Does anyone know of the letter and where it might be found
thank you
|
|
Manuscript of The Buccaneers
I'm trying to locate the whereabouts of the original manuscript of 'The Buccaneers'.
Does anyone have any information?
Thanks!
Sara
Sara Louise Petersen I [juniormints3@yahoo.com]
|
Edith Wharton's handwritten manuscript for The Buccaneers (along with the outline, handwritten notes, and the corrected typescript) are in Box 3 of the Edith Wharton Collection at Yale's Beinecke library.
Dan Hefko
Midlothian, VA
7/23/08
|
| French Ways and Their Meaning: Copyright?
I am a graduate assistant researching Edith Wharton and her collection of articles found in French Ways & Their Meaning. In my edition from 1919, it states that D. Appleton and Co. along with International Magazine Co. own the copyrights to this book. Why did Ms. Wharton not own the rights to this collection? And do they still belong to Appleton and Intl' Mag. Co.? I am writing a term paper due at the beginning of next week, as I would appreciate any information you might have as soon as possible.
Respectfully,
Natalie Richardson
5/27/08 |
In all of the first editions of Wharton's work that I've come across, the manuscript was copyrighted by the publisher rather than the author. It seems to have been the practice of the time.
The Watkins/Loomis Agencey currently holds the copyright to French Ways and Their Meaning. Contact information is available at <http://www.watkinsloomis.com/>.
Dan Hefko
Midlothian, VA
7/23/08 |
Location of the Benedick: Wharton's Mistake?
In the opening scene of The House of Mirth, Lily Bart and Mr. Selden meet at Grand Central Station, where she has two hours until her train. They walk outside, "north on Madison Avenue", and almost immediately find themselves in the street where his apartment building, The Benedick, is located. They don't take a cab (even though he suggested he would find one).
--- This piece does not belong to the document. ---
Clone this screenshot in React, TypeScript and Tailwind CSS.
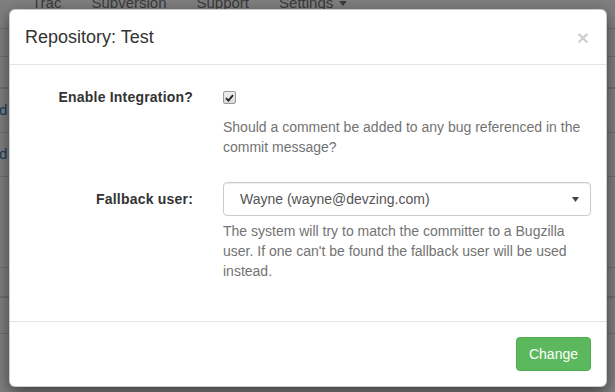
export default function App() {
  const rows = [
    { h: 'h-[28px]', b: 'border-b' },
    { h: 'h-[32px]', b: 'border-b-2' },
    { h: 'h-[44px]', b: 'border-b', d: true },
    { h: 'h-[44px]', b: 'border-b', d: true },
    { h: 'h-[91px]', b: 'border-b' },
    { h: 'h-[30px]', b: 'border-b-2' },
    { h: 'h-[36px]', b: 'border-b' },
    { h: 'h-[60px]', b: '' },
  ];

  return (
    <div className="relative w-[615px] h-[392px] overflow-hidden bg-white font-['Liberation_Sans',Arial,sans-serif] text-[14px] text-[#333]">
      {/* Page behind the dialog */}
      <div className="h-[29px] border-b border-[#ddd] overflow-hidden">
        <div className="flex pl-[17px] -mt-[7px] leading-[20px] text-[#777] text-[15px]">
          <span className="px-[15px]">Trac</span>
          <span className="px-[15px]">Subversion</span>
          <span className="px-[15px]">Support</span>
          <span className="px-[15px] flex items-center gap-[6px]">
            Settings
            <svg width="8" height="5" viewBox="0 0 8 5"><path d="M0 0h8L4 5z" fill="#777" /></svg>
          </span>
        </div>
      </div>
      {rows.map((r, i) => (
        <div key={i} className={`${r.h} ${r.b} border-[#ddd] flex items-center`}>
          {r.d && <span className="-ml-[1px] text-[#337ab7] text-[15px]">d</span>}
        </div>
      ))}

      {/* Backdrop + dialog */}
      <div className="absolute inset-0 bg-black/50 pt-[9px] pl-[9px]">
        <div className="w-[598px] bg-white rounded-[6px] border border-black/20 shadow-[0_5px_15px_rgba(0,0,0,0.5)]">
          {/* Header */}
          <div className="flex items-center justify-between px-[15px] py-[15px] border-b border-[#e5e5e5]">
            <h4 className="text-[18px] leading-[24px] text-[#333]">Repository: Test</h4>
            <span className="text-[21px] font-bold leading-none text-black/20 mr-[2px]">×</span>
          </div>

          {/* Body */}
          <div className="p-[15px]">
            <div className="flex mb-[15px]">
              <label className="w-[168px] pt-[7px] text-right font-bold leading-[20px] tracking-[0.2px]">Enable Integration?</label>
              <div className="ml-[30px] flex-1">
                <div className="pt-[7px] h-[27px] mb-[10px] leading-[20px]">
                  <span className="mt-[4px] flex items-center justify-center w-[13px] h-[13px] rounded-[2px] border border-[#9a9a9a] bg-gradient-to-b from-[#f0f0f0] to-[#d8d8d8]">
                    <svg width="9" height="8" viewBox="0 0 9 8">
                      <path d="M1 4.2 3.4 6.6 8 1.2" fill="none" stroke="#222" strokeWidth="1.8" />
                    </svg>
                  </span>
                </div>
                <p className="leading-[20px] text-[#737373] mb-[10px]">
                  Should a comment be added to any bug referenced in the commit message?
                </p>
              </div>
            </div>

            <div className="flex mb-[15px]">
              <label className="w-[168px] pt-[7px] text-right font-bold leading-[20px] tracking-[0.2px]">Fallback user:</label>
              <div className="ml-[30px] flex-1">
                <div className="h-[34px] flex items-center justify-between border border-[#ccc] rounded-[4px] pl-[16px] pr-[11px] text-[#555] shadow-[inset_0_1px_1px_rgba(0,0,0,0.075)]">
                  <span>Wayne (wayne@devzing.com)</span>
                  <svg width="7" height="5" viewBox="0 0 7 5"><path d="M0 0h7L3.5 5z" fill="#444" /></svg>
                </div>
                <p className="mt-[5px] mb-[10px] leading-[20px] text-[#737373]">
                  The system will try to match the committer to a Bugzilla user. If one can't be found the fallback user will be used instead.
                </p>
              </div>
            </div>
          </div>

          {/* Footer */}
          <div className="flex justify-end p-[15px] border-t border-[#e5e5e5]">
            <button className="h-[34px] px-[12px] rounded-[4px] bg-[#5cb85c] border border-[#4cae4c] text-white leading-[20px]">
              Change
            </button>
          </div>
        </div>
      </div>
    </div>
  );
}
The Benedick, a famous building, is located at 80 Washington Park East, which is more than a mile south of the train station, in the Greenwich Village area. In fact, when Lily leaves Mr. Selden at the Benedick, she takes a cab, and has time for plenty of ruminating while she rides back to the station.
How could Wharton have made such a mistake? Are we to think Lily Bart and Selden walked a mile in the city before arriving at his apartment?
5/26/08 |
In the space between the period at the end of one sentence and the capital at the beginning of the next, Lily and Selden travel anywhere from half a block to an entire block depending upon where they emerge from Grand Central Station. Given that they cover this much distance in the white space between sentences, it is not unreasonable to imagine they could have walked a mile or two in the twenty-one lines (in the 1905 edition) between their departure from the station and Lily's pausing on the street where Selden lives.
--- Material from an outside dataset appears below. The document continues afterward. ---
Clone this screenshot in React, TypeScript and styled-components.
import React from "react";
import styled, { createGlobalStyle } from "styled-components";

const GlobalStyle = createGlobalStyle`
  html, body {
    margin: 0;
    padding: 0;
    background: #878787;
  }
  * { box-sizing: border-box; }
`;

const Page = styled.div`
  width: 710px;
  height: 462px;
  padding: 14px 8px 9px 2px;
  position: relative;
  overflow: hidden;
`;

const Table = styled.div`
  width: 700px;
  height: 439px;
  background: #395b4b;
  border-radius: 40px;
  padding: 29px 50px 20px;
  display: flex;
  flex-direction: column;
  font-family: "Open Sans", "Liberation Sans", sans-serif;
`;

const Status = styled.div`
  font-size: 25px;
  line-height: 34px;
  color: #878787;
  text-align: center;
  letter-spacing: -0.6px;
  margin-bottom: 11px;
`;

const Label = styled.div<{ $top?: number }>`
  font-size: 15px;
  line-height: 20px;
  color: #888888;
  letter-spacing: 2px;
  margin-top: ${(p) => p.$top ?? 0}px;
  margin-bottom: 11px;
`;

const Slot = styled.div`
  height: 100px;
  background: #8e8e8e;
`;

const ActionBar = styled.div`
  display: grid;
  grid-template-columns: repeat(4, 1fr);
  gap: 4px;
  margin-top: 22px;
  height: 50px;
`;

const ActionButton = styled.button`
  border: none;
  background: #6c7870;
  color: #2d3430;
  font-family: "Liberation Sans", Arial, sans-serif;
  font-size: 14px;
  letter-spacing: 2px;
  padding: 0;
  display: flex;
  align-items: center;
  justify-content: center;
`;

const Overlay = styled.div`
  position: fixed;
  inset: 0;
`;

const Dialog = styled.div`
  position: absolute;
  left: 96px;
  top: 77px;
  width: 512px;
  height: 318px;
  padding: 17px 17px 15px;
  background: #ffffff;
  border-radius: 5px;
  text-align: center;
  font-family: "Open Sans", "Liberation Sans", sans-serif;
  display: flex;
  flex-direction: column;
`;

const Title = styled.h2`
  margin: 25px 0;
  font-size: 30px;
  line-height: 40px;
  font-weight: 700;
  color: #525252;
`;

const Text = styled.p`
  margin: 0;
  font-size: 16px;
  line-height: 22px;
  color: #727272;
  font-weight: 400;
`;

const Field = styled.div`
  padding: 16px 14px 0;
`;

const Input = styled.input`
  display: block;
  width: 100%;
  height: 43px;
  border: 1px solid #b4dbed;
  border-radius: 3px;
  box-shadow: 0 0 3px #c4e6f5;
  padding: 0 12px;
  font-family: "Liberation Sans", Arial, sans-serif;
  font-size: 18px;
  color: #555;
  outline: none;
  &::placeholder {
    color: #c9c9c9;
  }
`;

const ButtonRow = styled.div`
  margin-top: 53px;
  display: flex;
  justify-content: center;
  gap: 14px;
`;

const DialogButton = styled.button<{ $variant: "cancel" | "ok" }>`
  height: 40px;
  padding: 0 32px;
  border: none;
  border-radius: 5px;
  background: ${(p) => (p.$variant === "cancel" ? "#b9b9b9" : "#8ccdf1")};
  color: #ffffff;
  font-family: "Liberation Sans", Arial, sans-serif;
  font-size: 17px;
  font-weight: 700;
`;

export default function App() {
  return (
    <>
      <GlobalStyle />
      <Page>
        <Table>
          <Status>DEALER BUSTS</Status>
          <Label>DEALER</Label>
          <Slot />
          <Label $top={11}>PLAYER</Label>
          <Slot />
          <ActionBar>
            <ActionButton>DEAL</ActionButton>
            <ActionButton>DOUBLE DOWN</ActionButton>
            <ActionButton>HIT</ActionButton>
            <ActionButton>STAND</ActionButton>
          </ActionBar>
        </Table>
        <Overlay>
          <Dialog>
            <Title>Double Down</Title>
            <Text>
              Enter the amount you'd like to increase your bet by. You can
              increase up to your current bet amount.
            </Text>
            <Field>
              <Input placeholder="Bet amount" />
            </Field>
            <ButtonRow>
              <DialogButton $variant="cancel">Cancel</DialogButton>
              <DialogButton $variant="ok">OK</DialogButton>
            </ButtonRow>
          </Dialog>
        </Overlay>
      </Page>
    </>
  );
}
Wharton acknowledged in The Writing of Fiction that one of the "central difficulties of the novel" was "the attempt to produce on the reader the effect of the passage of time." It could be argued that the brisk pace set by Lily and Selden as they exit the station, coupled with the description of Lily's "long light step," are enough evidence to make the distance they cover plausible.
The fact that they "began to stroll northward" and ended up at a southerly destination, could simply suggest the unpremeditated nature of their walk or could point to a sense of misdirection on Wharton's part. In A Backward Glance she seems to acknowledge a poor sense of direction in some instances, which she attributes to an over reliance on her driver in getting from one place to another.
Dan Hefko
Midlothian, VA
7/23/08 |
Wharton's Homes
Hello, I've been searching for photos of the interiors of Edith's homes in Paris. 53 Rue de Varenne where she leased from George Vanderbilt and 58 Rue de Varenne. Do you know if any exist and where I might find them? Thank you, Shelley Harris
5/23/08
|
The Lilly Library's Edith Wharton collection at Indiana University has a box devoted to Wharton's photographs: <http://www.indiana.edu/~liblilly/lilly/mss/subfile/whartoninv.html>.
While the website doesn't include a list of the photos, Eleanor Dwight's illustrated biography includes a picture from the courtyard of 53 Rue de Varenne, which she credits to the Lilly Library. Perhaps their collection includes other interior photographs.